David: My point is that it is all speculation. So go with what works for you on a partisan front or based on a short-term fairness sensibility.

Paul: "Certainly, it makes no sense to evaluate the plan – as so many have – by abstracting from one state’s move in the direction of proportional vote distribution to assessing what the country would look like if all states adopted the method of district-by-district distribution. Political theory can’t be done through this bizarre application of Kant’s categorical imperative, assessing one state’s action through imagining the plan being generalized to all states. Californians have to assess the plan on its own terms."

Posted by: Ethan Leib | Aug 31, 2007 2:44:30 PM

Truly, even if the "democracy argument" doesn't convince one, it should be noted that the congressional district scheme actually turns out to be just as undemocratic - if not more undemocratic - than the Electoral College system as it already is.
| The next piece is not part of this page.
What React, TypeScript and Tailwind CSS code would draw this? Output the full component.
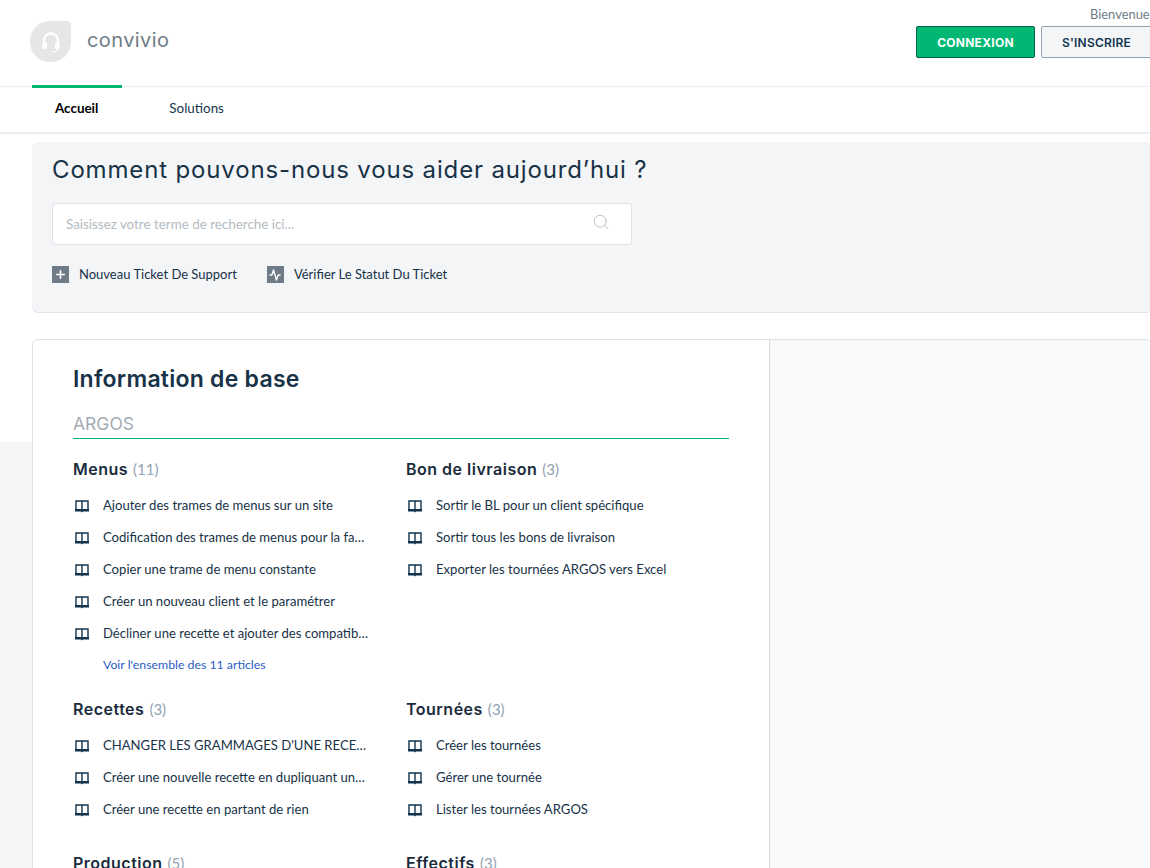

Check this out from FairVote, and see what I mean:
http://www.fairvote.org/?page=27&pressmode=showspecific&showarticle=164

Posted by: Paul | Aug 31, 2007 1:55:49 PM

I don't know the details of California's proposed Choice C, but I question your equation of it with Choice A as a practical or political matter. First, I'm not so certain that Choice C is likely to be held unconstitutional. Second, even if it is, such a result might help create momentum for a tweaked plan that would pass constitutional muster, or even an actual amendment. And third, there is some non-trivial chance that voting for Choice C is a step towards making elections more [small-d] democratic; the possibility of failure is no reason for a democratically-principled individual to feel dirty as he or she would in voting directly for the status quo. (Indeed, if Choice B is adopted in California but not nationwide, there is a decent chance that it will make things *less* democratic, even in the long term, a danger not present in Choice C.)